The First Visible LED Glowed Red

Look at almost any piece of electronics on your desk and you will find a small light staring back at you. A router with a row of blinking status lights. A power brick with a steady green dot. A development board with a tiny red point that flickers every time it does something. We barely notice these lights anymore, but each one descends from a single laboratory breakthrough in 1962, when an engineer at General Electric coaxed a sliver of semiconductor into glowing visible red for the first time.

Who invented the first visible LED

The engineer was Nick Holonyak Jr., a consulting scientist at General Electric's lab in Syracuse, New York, and a former student of John Bardeen, one of the inventors of the transistor. On October 9, 1962, Holonyak demonstrated the first practical visible-spectrum light-emitting diode. It emitted red light, and it worked at room temperature, which made it genuinely useful rather than a laboratory curiosity.
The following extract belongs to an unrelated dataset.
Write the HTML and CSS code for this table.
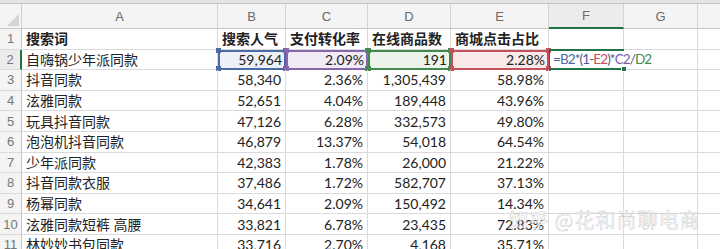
FILE: index.html
```html
<!DOCTYPE html>
<html lang="zh">
<head>
<meta charset="utf-8">
<link rel="stylesheet" href="styles.css">
</head>
<body>
<div class="frame">
  <div class="topband"></div>
  <div class="sheet">
    <div class="corner"><svg width="12" height="12" viewBox="0 0 12 12"><polygon points="12,0 12,12 0,12" fill="#d4d4d4"/></svg></div>
    <div class="ch">A</div><div class="ch">B</div><div class="ch">C</div><div class="ch">D</div><div class="ch">E</div><div class="ch ch-active">F</div><div class="ch">G</div><div class="ch ch-last"></div>

    <div class="rh">1</div>
    <div class="c b">搜索词</div><div class="c b">搜索人气</div><div class="c b">支付转化率</div><div class="c b">在线商品数</div><div class="c b">商城点击占比</div><div class="c"></div><div class="c"></div><div class="c last"></div>

    <div class="rh rh-active">2</div>
    <div class="c">自嗨锅少年派同款</div>
    <div class="c n ref ref-blue">59,964<i class="h tl"></i><i class="h tr"></i><i class="h bl"></i><i class="h br"></i></div>
    <div class="c n ref ref-purple">2.09%<i class="h tl"></i><i class="h tr"></i><i class="h bl"></i><i class="h br"></i></div>
    <div class="c n ref ref-green">191<i class="h tl"></i><i class="h tr"></i><i class="h bl"></i><i class="h br"></i></div>
    <div class="c n ref ref-red">2.28%<i class="h tl"></i><i class="h tr"></i><i class="h bl"></i><i class="h br"></i></div>
    <div class="c active"><span class="formula"><span class="f-op">=</span><span class="f-blue">B2</span><span class="f-op">*(1-</span><span class="f-red">E2</span><span class="f-op">)*</span><span class="f-purple">C2</span><span class="f-op">/</span><span class="f-green">D2</span></span><i class="fill"></i></div>
    <div class="c noleft"></div><div class="c last"></div>

    <div class="rh">3</div>
    <div class="c">抖音同款</div><div class="c n">58,340</div><div class="c n">2.36%</div><div class="c n">1,305,439</div><div class="c n">58.98%</div><div class="c"></div><div class="c"></div><div class="c last"></div>

    <div class="rh">4</div>
    <div class="c">泫雅同款</div><div class="c n">52,651</div><div class="c n">4.04%</div><div class="c n">189,448</div><div class="c n">43.96%</div><div class="c"></div><div class="c"></div><div class="c last"></div>

    <div class="rh">5</div>
    <div class="c">玩具抖音同款</div><div class="c n">47,126</div><div class="c n">6.28%</div><div class="c n">332,573</div><div class="c n">49.80%</div><div class="c"></div><div class="c"></div><div class="c last"></div>

    <div class="rh">6</div>
    <div class="c">泡泡机抖音同款</div><div class="c n">46,879</div><div class="c n">13.37%</div><div class="c n">54,018</div><div class="c n">64.54%</div><div class="c"></div><div class="c"></div><div class="c last"></div>

    <div class="rh">7</div>
    <div class="c">少年派同款</div><div class="c n">42,383</div><div class="c n">1.78%</div><div class="c n">26,000</div><div class="c n">21.22%</div><div class="c"></div><div class="c"></div><div class="c last"></div>

    <div class="rh">8</div>
    <div class="c">抖音同款衣服</div><div class="c n">37,486</div><div class="c n">1.72%</div><div class="c n">582,707</div><div class="c n">37.13%</div><div class="c"></div><div class="c"></div><div class="c last"></div>

    <div class="rh">9</div>
    <div class="c">杨幂同款</div><div class="c n">34,641</div><div class="c n">2.09%</div><div class="c n">150,492</div><div class="c n">14.34%</div><div class="c"></div><div class="c"></div><div class="c last"></div>

    <div class="rh">10</div>
    <div class="c">泫雅同款短裤 高腰</div><div class="c n">33,821</div><div class="c n">6.78%</div><div class="c n">23,435</div><div class="c n">72.83%</div><div class="c"></div><div class="c"></div><div class="c last"></div>

    <div class="rh">11</div>
    <div class="c">林妙妙书包同款</div><div class="c n">33,716</div><div class="c n">2.70%</div><div class="c n">4,168</div><div class="c n">35.71%</div><div class="c"></div><div class="c"></div><div class="c last"></div>
  </div>
  <div class="watermark"><span class="wm-logo">知乎</span> @花和尚聊电商</div>
</div>
</body>
</html>
```
FILE: styles.css
```css
* { box-sizing: border-box; }
html, body { margin: 0; padding: 0; background: #fff; }
body { width: 720px; height: 249px; overflow: hidden; }

.frame { position: relative; width: 720px; height: 249px; overflow: hidden; }

.topband { height: 4px; background: #e4e4e4; border-bottom: 1px solid #c6c6c6; }

.sheet {
  display: grid;
  grid-template-columns: 22px 196px 68px 82px 83px 98px 75px 74px 1fr;
  grid-template-rows: 25px;
  grid-auto-rows: 20.6px;
  font-family: "Lato", "Noto Sans CJK SC", sans-serif;
  font-size: 14px;
  color: #222;
}

.corner {
  background: #f4f4f4;
  border-right: 1px solid #cfcfcf;
  border-bottom: 1px solid #c6c6c6;
  display: flex; align-items: flex-end; justify-content: flex-end;
  padding: 0 2px 2px 0;
}

.ch {
  background: #f4f4f4;
  border-right: 1px solid #d4d4d4;
  border-bottom: 1px solid #c6c6c6;
  color: #6a6a6a;
  font-family: "Liberation Sans", sans-serif;
  font-size: 13px;
  display: flex; align-items: center; justify-content: center;
}
.ch-active { border-bottom: 2px solid #217346; background: #ececec; }
.ch-last { border-right: none; }

.rh {
  background: #f4f4f4;
  border-right: 1px solid #c6c6c6;
  border-bottom: 1px solid #dadada;
  color: #777;
  font-family: "Liberation Sans", sans-serif;
  font-size: 13px;
  display: flex; align-items: center; justify-content: center;
}
.rh-active { border-right: 2px solid #217346; background: #ececec; }

.c {
  position: relative;
  border-right: 1px solid #dadada;
  border-bottom: 1px solid #dadada;
  padding: 0 4px;
  display: flex; align-items: center;
  white-space: nowrap;
  line-height: 1;
  padding-top: 1px;
}
.c.last { border-right: none; }
.c.b { font-weight: 700; overflow: visible; }
.c.n { justify-content: flex-end; padding-right: 4px; }
.c.noleft { }

.ref { border-right: none; }
.ref-blue { background: #eef0f7; outline: 2px solid #4e6aa6; outline-offset: -2px; }
.ref-purple { background: #f1ebf6; outline: 2px solid #8766ad; outline-offset: -2px; }
.ref-green { background: #ebf3eb; outline: 2px solid #3f8a4c; outline-offset: -2px; }
.ref-red { background: #f9e9e9; outline: 2px solid #c3505a; outline-offset: -2px; }

.h { position: absolute; width: 5px; height: 5px; }
.ref-blue .h { background: #4e6aa6; }
.ref-purple .h { background: #8766ad; }
.ref-green .h { background: #3f8a4c; }
.ref-red .h { background: #c3505a; }
.h.tl { left: -2px; top: -2px; }
.h.tr { right: -2px; top: -2px; }
.h.bl { left: -2px; bottom: -2px; }
.h.br { right: -2px; bottom: -2px; }

.active {
  border-top: 2px solid #217346;
  border-bottom: 2px solid #217346;
  border-left: 1px solid #217346;
  border-right: none;
  margin-top: -1px;
  overflow: visible;
  z-index: 2;
  padding-left: 3px;
}
.formula { position: relative; z-index: 3; font-size: 13.5px; letter-spacing: -0.9px; }
.f-op { color: #4a5c8c; }
.f-blue { color: #4e6aa6; }
.f-red { color: #c3505a; }
.f-purple { color: #7a5fa8; }
.f-green { color: #3f8a4c; }
.fill { position: absolute; right: -3px; bottom: -4px; width: 6px; height: 6px; background: #217346; border: 1px solid #fff; }

.watermark {
  position: absolute;
  left: 509px; top: 205px;
  font-family: "Noto Sans CJK SC", sans-serif;
  font-size: 20px;
  color: rgba(252, 252, 252, 0.7);
  -webkit-text-stroke: 0.6px rgba(120, 120, 120, 0.35);
  white-space: nowrap;
  letter-spacing: 1px;
}
.wm-logo { font-weight: 700; font-size: 19px; }
```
What made his approach different was the material. Other researchers in the early 1960s were building diodes that emitted infrared light, which is invisible to the human eye. Holonyak gambled on a different alloy, gallium arsenide phosphide, and it paid off with the first light a person could actually see coming out of a semiconductor. He was so confident in the idea that he predicted LEDs would one day replace the incandescent bulb. At the time that sounded outlandish. Today it is simply how lighting works.

Why a tiny red light mattered so much

The incandescent bulb that Thomas Edison commercialized makes light by heating a filament until it glows. That is wildly inefficient, because most of the energy escapes as heat rather than light, and the filament eventually burns out. An LED works on a completely different principle. When current flows across a specially engineered semiconductor junction, electrons release their energy directly as photons. There is no filament to burn out, almost no wasted heat, and the device can switch on and off millions of times a second.

Those properties are exactly what connected hardware needs. An LED draws very little current, which matters enormously on a battery-powered sensor that has to run for months. It is physically tiny, so it fits on a crowded circuit board next to a microcontroller. And because it responds instantly to electrical signals, it doubles as a communication tool, not just a lamp.

From a lab bench to every connected device

The descendants of Holonyak's red diode are everywhere in modern embedded systems. The most obvious use is the humble status indicator. When you are bringing up a new board and the onboard LED finally blinks, that single point of light is often the first proof that your firmware is alive. Engineers jokingly call a basic LED-blink program the "hello world" of embedded development, and there is a reason it is the first thing everyone writes.

But LEDs do far more than reassure developers. Infrared LEDs, the cousins of Holonyak's visible version, drive the remote controls and proximity sensors in countless devices. Tiny LEDs paired with photodetectors form the optical sensors inside heart-rate monitors and pulse oximeters. High-brightness LEDs light up the machine-vision cameras on a factory line. And of course, the displays that make a device legible to a human, from a seven-segment readout to a full-color panel, are LED arrays at heart. Decades of materials science, much of it building directly on Holonyak's work, turned one red glow into an entire toolbox.

What it means for building connected products today

There is a lesson in this history for anyone shipping IoT hardware. The components that feel trivial are usually the ones carrying the most accumulated engineering. A status LED is one resistor and one diode on the schematic, yet it represents sixty years of refinement and a deliberate bet that visible semiconductor light was worth chasing. Good embedded design respects that. A well-placed indicator can tell a user at a glance whether a device has power, a network connection, or a fault, with no screen and no app required.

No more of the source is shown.